Update: Take action at 2045 Seattle to Save Your Seattle Monorail

I went to the monorail hearing tonight in central Seattle at the Securities building on 4th Avenue and sat through about three and a half hours of people’s three minutes at a microphone.

When I got there, I pulled out an index card and wrote ‘Pro’, ‘Con’ and ‘Crackpot’ on it with the intention of seeing how many people showed up for each category. I don’t mean that final category to be anything insulting, but never having attended one of these things I just sort of figured some strange people would come out of the woodwork. (If you’ve seen Seattle public access, then you know exactly what I’m talking about.)

Then something amazing happened: about thirty minutes in, I crossed out crackpot and created a ‘can’t tell’ category because, quite simply, I saw no crackpots. I just saw people who needed to talk and argue and figure out what to do next.

A 3×5 Monorail Scorecard

The total at the end of the evening was, as you can see in the picture, 34 who want to continue to pursue the monorail, 27 who want the monorail to meet it’s death, and 11 that I just couldn’t tell where they wanted the project to go. Many of the people in the third category had some great input on the situation, but didn’t necessarily reveal what they thought we should do next. I am in no way presenting these numbers as any sort of proof of anything since who shows up to these meetings, has the patience to wait their turn and, ultimately, has the confidence to speak in front of a group of strangers leads to a pretty unique sample of public opinion. I just wrote them down so that I didn’t walk out of there saying to myself “I think people overwhelmingly agreed with me” when it’s clear the responses were much more nuanced than that.

The Speakers

I was a little disappointed that those who showed up to the previous night’s meeting also signed up at this meeting to say essentially the same thing.
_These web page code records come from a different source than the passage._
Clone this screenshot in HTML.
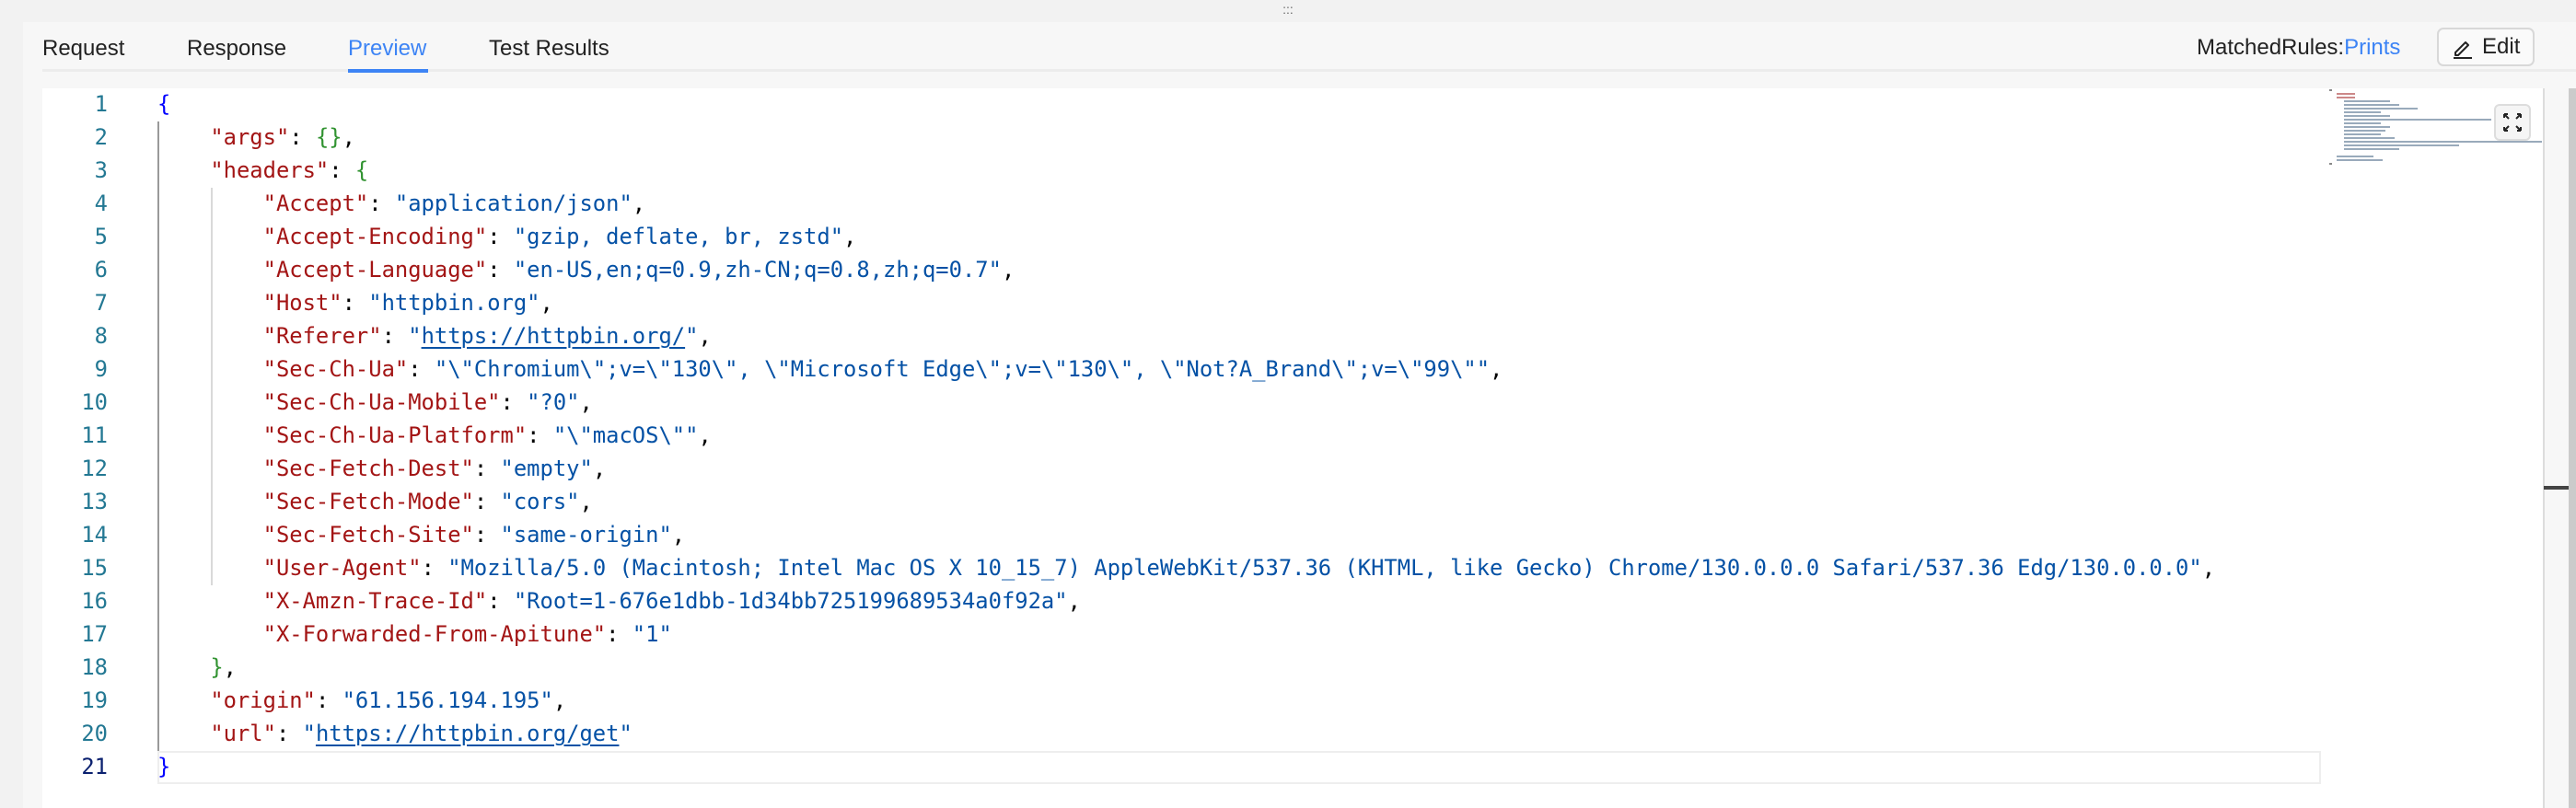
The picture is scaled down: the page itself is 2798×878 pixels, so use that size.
<!DOCTYPE html>
<html><head><meta charset="utf-8">
<style>
*{margin:0;padding:0;box-sizing:border-box}
html,body{width:2798px;height:878px;overflow:hidden;background:#f2f2f2;font-family:"Liberation Sans",sans-serif}
.top{position:absolute;left:0;top:0;width:2798px;height:24px;background:#f2f2f2;text-align:center;font-size:14px;color:#666;line-height:20px}
.panel{position:absolute;left:25px;top:24px;right:0;bottom:0;background:#f7f7f7}
.tabs{position:absolute;left:46px;top:24px;width:2752px;height:54px;border-bottom:3px solid #ececec}
.tab{position:absolute;top:38px;font-size:24px;color:#222;line-height:30px}
.tab.act{color:#3d84f5}
.ul{position:absolute;left:378px;top:75px;width:87px;height:4px;background:#3d84f5}
.mr{position:absolute;left:2386px;top:37px;font-size:24px;color:#222;line-height:30px}
.mr span{color:#3d84f5}
.edit{position:absolute;left:2647px;top:30px;width:106px;height:42px;border:2px solid #d8d8d8;border-radius:7px;background:#fafafa;font-size:24px;color:#222;line-height:38px;padding-left:47px}
.editor{position:absolute;left:46px;top:96px;width:2717px;height:782px;background:#fff}
.code{position:absolute;left:0;top:95px;font-family:"DejaVu Sans Mono","Liberation Mono",monospace;font-size:23.8px;white-space:pre}
.ln{position:absolute;left:46px;width:71px;text-align:right;color:#237893;height:36px;line-height:36px}
.l{position:absolute;left:171px;height:36px;line-height:36px}
.k{color:#a31515}.s{color:#0451a5}.b{color:#0000ff}.g{color:#319331}.p{color:#000}
.u{text-decoration:underline;text-decoration-thickness:2px;text-underline-offset:4px}
.guide{position:absolute;width:2px;background:#d9d9d9}
.sb{position:absolute;left:2762px;top:96px;width:2px;height:782px;background:#ddd}
.sbb{position:absolute;left:2790px;top:96px;width:8px;height:782px;background:#cbcbcb}
.mark{position:absolute;left:2763px;top:528px;width:27px;height:4px;background:#444}
.exp{position:absolute;left:2709px;top:113px;width:40px;height:40px;border:2px solid #ddd;border-radius:6px;background:#f5f5f5}
.mm div{position:absolute;height:2px}
</style></head><body>
<div class="top">:::</div>
<div class="panel"></div>
<div class="tabs"></div>
<div class="tab" style="left:46px">Request</div>
<div class="tab" style="left:203px">Response</div>
<div class="tab act" style="left:378px">Preview</div>
<div class="tab" style="left:531px">Test Results</div>
<div class="ul"></div>
<div class="mr">MatchedRules:<span>Prints</span></div>
<div class="edit"><svg style="position:absolute;left:14px;top:8px" width="24" height="24" viewBox="0 0 24 24" fill="none" stroke="#222" stroke-width="2" stroke-linejoin="round"><path d="M4 17l11-11 3 3-11 11H4z"/><path d="M2 23h20"/></svg>Edit</div>
<div class="editor"></div>
<div class="guide" style="left:171px;top:132px;height:684px;background:#999"></div>
<div class="guide" style="left:229px;top:204px;height:432px"></div>
<div style="position:absolute;left:171px;top:816px;width:2350px;height:36px;border:2px solid #eee"></div>
<div class="code">
<div class="ln" style="top:0">1</div><div class="l" style="top:0"><span class="b">{</span></div>
<div class="ln" style="top:36px">2</div><div class="l" style="top:36px">    <span class="k">"args"</span><span class="p">: </span><span class="g">{}</span><span class="p">,</span></div>
<div class="ln" style="top:72px">3</div><div class="l" style="top:72px">    <span class="k">"headers"</span><span class="p">: </span><span class="g">{</span></div>
<div class="ln" style="top:108px">4</div><div class="l" style="top:108px">        <span class="k">"Accept"</span><span class="p">: </span><span class="s">"application/json"</span><span class="p">,</span></div>
<div class="ln" style="top:144px">5</div><div class="l" style="top:144px">        <span class="k">"Accept-Encoding"</span><span class="p">: </span><span class="s">"gzip, deflate, br, zstd"</span><span class="p">,</span></div>
<div class="ln" style="top:180px">6</div><div class="l" style="top:180px">        <span class="k">"Accept-Language"</span><span class="p">: </span><span class="s">"en-US,en;q=0.9,zh-CN;q=0.8,zh;q=0.7"</span><span class="p">,</span></div>
<div class="ln" style="top:216px">7</div><div class="l" style="top:216px">        <span class="k">"Host"</span><span class="p">: </span><span class="s">"httpbin.org"</span><span class="p">,</span></div>
<div class="ln" style="top:252px">8</div><div class="l" style="top:252px">        <span class="k">"Referer"</span><span class="p">: </span><span class="s">"<span class="u">https://httpbin.org/</span>"</span><span class="p">,</span></div>
<div class="ln" style="top:288px">9</div><div class="l" style="top:288px">        <span class="k">"Sec-Ch-Ua"</span><span class="p">: </span><span class="s">"\"Chromium\";v=\"130\", \"Microsoft Edge\";v=\"130\", \"Not?A_Brand\";v=\"99\""</span><span class="p">,</span></div>
<div class="ln" style="top:324px">10</div><div class="l" style="top:324px">        <span class="k">"Sec-Ch-Ua-Mobile"</span><span class="p">: </span><span class="s">"?0"</span><span class="p">,</span></div>
<div class="ln" style="top:360px">11</div><div class="l" style="top:360px">        <span class="k">"Sec-Ch-Ua-Platform"</span><span class="p">: </span><span class="s">"\"macOS\""</span><span class="p">,</span></div>
<div class="ln" style="top:396px">12</div><div class="l" style="top:396px">        <span class="k">"Sec-Fetch-Dest"</span><span class="p">: </span><span class="s">"empty"</span><span class="p">,</span></div>
<div class="ln" style="top:432px">13</div><div class="l" style="top:432px">        <span class="k">"Sec-Fetch-Mode"</span><span class="p">: </span><span class="s">"cors"</span><span class="p">,</span></div>
<div class="ln" style="top:468px">14</div><div class="l" style="top:468px">        <span class="k">"Sec-Fetch-Site"</span><span class="p">: </span><span class="s">"same-origin"</span><span class="p">,</span></div>
<div class="ln" style="top:504px">15</div><div class="l" style="top:504px">        <span class="k">"User-Agent"</span><span class="p">: </span><span class="s">"Mozilla/5.0 (Macintosh; Intel Mac OS X 10_15_7) AppleWebKit/537.36 (KHTML, like Gecko) Chrome/130.0.0.0 Safari/537.36 Edg/130.0.0.0"</span><span class="p">,</span></div>
<div class="ln" style="top:540px">16</div><div class="l" style="top:540px">        <span class="k">"X-Amzn-Trace-Id"</span><span class="p">: </span><span class="s">"Root=1-676e1dbb-1d34bb725199689534a0f92a"</span><span class="p">,</span></div>
<div class="ln" style="top:576px">17</div><div class="l" style="top:576px">        <span class="k">"X-Forwarded-From-Apitune"</span><span class="p">: </span><span class="s">"1"</span></div>
<div class="ln" style="top:612px">18</div><div class="l" style="top:612px">    <span class="g">}</span><span class="p">,</span></div>
<div class="ln" style="top:648px">19</div><div class="l" style="top:648px">    <span class="k">"origin"</span><span class="p">: </span><span class="s">"61.156.194.195"</span><span class="p">,</span></div>
<div class="ln" style="top:684px">20</div><div class="l" style="top:684px">    <span class="k">"url"</span><span class="p">: </span><span class="s">"<span class="u">https://httpbin.org/get</span>"</span></div>
<div class="ln" style="top:720px;color:#0b216f">21</div><div class="l" style="top:720px"><span class="b">}</span></div>
</div>
<div class="mm">
<div style="left:2530px;top:97px;width:3px;background:#888"></div>
<div style="left:2538px;top:101px;width:20px;background:#c88"></div>
<div style="left:2538px;top:105px;width:20px;background:#c88"></div>
<div style="left:2546px;top:109px;width:50px;background:#9ab"></div>
<div style="left:2546px;top:113px;width:60px;background:#9ab"></div>
<div style="left:2546px;top:117px;width:80px;background:#9ab"></div>
<div style="left:2546px;top:121px;width:40px;background:#9ab"></div>
<div style="left:2546px;top:125px;width:50px;background:#9ab"></div>
<div style="left:2546px;top:129px;width:160px;background:#9ab"></div>
<div style="left:2546px;top:133px;width:40px;background:#9ab"></div>
<div style="left:2546px;top:137px;width:50px;background:#9ab"></div>
<div style="left:2546px;top:141px;width:45px;background:#9ab"></div>
<div style="left:2546px;top:145px;width:40px;background:#9ab"></div>
<div style="left:2546px;top:149px;width:55px;background:#9ab"></div>
<div style="left:2546px;top:153px;width:215px;background:#9ab"></div>
<div style="left:2546px;top:157px;width:125px;background:#9ab"></div>
<div style="left:2546px;top:161px;width:60px;background:#9ab"></div>
<div style="left:2538px;top:169px;width:40px;background:#9ab"></div>
<div style="left:2538px;top:173px;width:50px;background:#9ab"></div>
<div style="left:2530px;top:177px;width:3px;background:#888"></div>
</div>
<div class="exp"><svg style="position:absolute;left:8px;top:8px" width="20" height="20" viewBox="0 0 20 20" fill="none" stroke="#222" stroke-width="2"><path d="M1 1l5 5M1 1h4M1 1v4M19 1l-5 5M19 1h-4M19 1v4M1 19l5-5M1 19h4M1 19v-4M19 19l-5-5M19 19h-4M19 19v-4"/></svg></div>
<div class="sb"></div>
<div class="sbb"></div>
<div class="mark"></div>
</body></html>
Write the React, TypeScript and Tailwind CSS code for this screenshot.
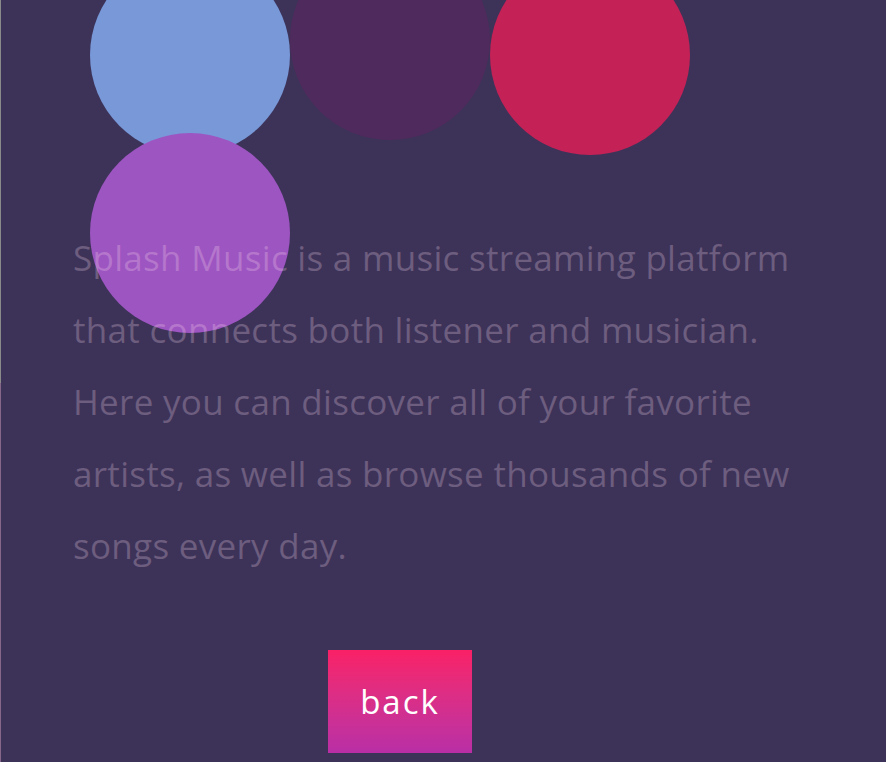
import React from "react";

export default function App() {
  return (
    <div className="relative w-[886px] h-[762px] overflow-hidden bg-[#3d3359]">
      {/* left edge line */}
      <div className="absolute left-0 top-0 w-[1px] h-[383px] bg-[#8a8a8a]" />
      <div className="absolute left-0 top-[383px] w-[1px] h-[379px] bg-[#86668a]" />

      {/* bouncing circles */}
      <div className="absolute left-[90px] top-[-45px] w-[600px] flex flex-wrap">
        <div className="w-[200px] h-[200px] rounded-full bg-[#7898d8]" />
        <div className="w-[200px] h-[200px] rounded-full bg-[#4f2a5c] -translate-y-[15px]" />
        <div className="w-[200px] h-[200px] rounded-full bg-[#c42157]" />
        <div className="w-[200px] h-[200px] rounded-full bg-[#9d55c1] -translate-y-[22px]" />
      </div>

      <div className="relative pt-[222px] pl-[73px]">
        <p
          className="whitespace-nowrap text-[35px] font-medium tracking-[0.3px] leading-[72px] text-[rgba(255,222,240,0.25)]"
          style={{ fontFamily: "'Open Sans', 'Noto Sans', sans-serif" }}
        >
          Splash Music is a music streaming platform
          <br />
          that connects both listener and musician.
          <br />
          Here you can discover all of your favorite
          <br />
          artists, as well as browse thousands of new
          <br />
          songs every day.
        </p>
        <div className="pl-[255px] pt-[68px]">
          <button
            className="w-[144px] h-[103px] bg-gradient-to-b from-[#f91f66] to-[#b92ea6] text-white text-[33px] tracking-[2px]"
            style={{ fontFamily: "'Open Sans', 'Noto Sans', sans-serif" }}
          >
            back
          </button>
        </div>
      </div>
    </div>
  );
}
Obviously, we would all like more than three minutes to shares our thoughts, but 99 people signed up to speak tonight and a ton of them clearly couldn’t stick around long enough for their turn to emerge from the list. These are people who had the confidence to sign up, but didn’t get a chance to speak their mind. I hope at the final meeting tomorrow night, those who have already spoken will give others a chance.

It seemed like those with prepared statements and the best oratory had the least to say. They were generally the people who clearly had made up their minds years ago and nothing in recent events was going to sway them, whether they were monorail supporters who still couldn’t admit that the financing needed fixed or monorail opponents who wouldn’t get out of their cars if their life depended on it. It was the gut responses, the people who seemed compelled to just pour, the emotional ones that seemed less plotted and more organic that truly hit home for me whether they felt the project should live on or not.

I don’t believe the monorail is dead and tonight renewed my hope a great deal. I believe it did for the members of the council as well. There’s still enough support to explore and let the process go forward to see if we can find a way to shore up the financing. Hopefully in 5 years or so we’ll all look back and wonder why we fought so much.

Some testimony

Check out the video of people’s testimony. Exact times are listed below. If you only watch one, scan ahead to William at 2:36:05. This guy is hilarious and I can’t wait to check out his stand up act in the future. (William, if you aren’t actually a comedian, you might want to look into it.)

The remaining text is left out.